Every multiple of 5 in [0:65535] is 5*k for exactly one k in [0:13107], so the constructive form covers the same solution set with uniform probability over k. The bound on k matters: without it, 5*k wraps modulo 65536 and produces values like 5*13108 = 65540 mod 65536 = 4 — not divisible by 5. Width and wraparound traps recur throughout constraint interviews.

Variation — value is NOT a multiple of N

constraint c_not_mult3 { x % 3 != 0; }

Follow-up: “can you do NOT-a-multiple constructively?” Yes — x == 3 * k + r with r inside {1, 2} and k bounded; but the negated modulo is shorter and equally solver-friendly, so say you would use it.

Common wrong answers

• x == 5 * k with unconstrained k — wraparound produces non-multiples; the classic width trap.

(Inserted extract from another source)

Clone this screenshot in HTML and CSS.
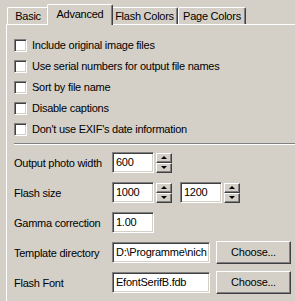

• x / 5 * 5 == x — actually correct (integer division truncates), worth knowing, but easy to get backwards; interviewers accept it if you explain the truncation.

• Trying randc to cycle multiples — randc cycles all values of its type, not multiples of 5.

Key takeaways

• Even/odd: constrain the LSB — one bit, three equivalent spellings, know them all.

• Power-of-2 alignment: addr & (size-1) == 0; non-power-of-2: fall back to modulo.

• Constructive helpers (x == N*k) must bound k to prevent width wraparound.

Common pitfalls

• x & 1 == 0 without parentheses — precedence makes it always false; randomize() fails.

• Mask alignment trick with a size that is not a power of 2 — silently wrong addresses.

• Helper-variable construction without an upper bound — wrapped products break divisibility.

• Writing assignments (x = ...) inside constraint blocks — does not compile; relations only.